%%

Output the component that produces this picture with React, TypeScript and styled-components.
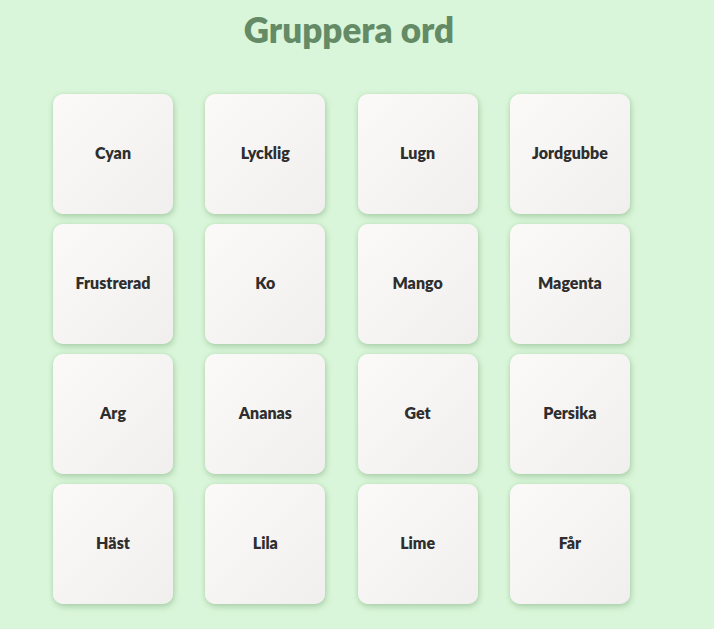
import React from "react";
import styled, { createGlobalStyle } from "styled-components";

const Global = createGlobalStyle`
  html, body {
    margin: 0;
    padding: 0;
    background: #daf6da;
  }
  body {
    font-family: Lato, "Noto Sans", sans-serif;
  }
`;

const Page = styled.main`
  width: 698px;
  min-height: 629px;
  display: flex;
  flex-direction: column;
  box-sizing: border-box;
  padding-top: 8px;
`;

const Title = styled.h1`
  margin: 0;
  text-align: center;
  font-size: 35px;
  line-height: 43px;
  font-weight: 800;
  color: #648b66;
`;

const Grid = styled.div`
  margin-top: 43px;
  margin-left: 53px;
  display: grid;
  grid-template-columns: repeat(4, 120px);
  column-gap: 32.3px;
  row-gap: 10px;
`;

const Card = styled.button`
  width: 120px;
  height: 120px;
  border: none;
  border-radius: 10px;
  background: linear-gradient(135deg, #fbfaf8 0%, #f0efee 100%);
  box-shadow: 1px 3px 6px rgba(100, 150, 100, 0.35), 0 0 4px rgba(150, 200, 150, 0.3);
  display: flex;
  align-items: center;
  justify-content: center;
  font-family: Lato, "Noto Sans", sans-serif;
  font-size: 16px;
  font-weight: 800;
  color: #2e2e2e;
  padding: 0 0 4px 0;
  cursor: pointer;
`;

const words = [
  "Cyan", "Lycklig", "Lugn", "Jordgubbe",
  "Frustrerad", "Ko", "Mango", "Magenta",
  "Arg", "Ananas", "Get", "Persika",
  "Häst", "Lila", "Lime", "Får",
];

export default function App() {
  return (
    <>
      <Global />
      <Page>
        <Title>Gruppera ord</Title>
        <Grid>
          {words.map((w) => (
            <Card key={w}>{w}</Card>
          ))}
        </Grid>
      </Page>
    </>
  );
}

%%

What to do:
Copy out the lines that hold "components".

Correct output:
Output the component that produces this picture with React, TypeScript and styled-components.
import styled, { createGlobalStyle } from "styled-components";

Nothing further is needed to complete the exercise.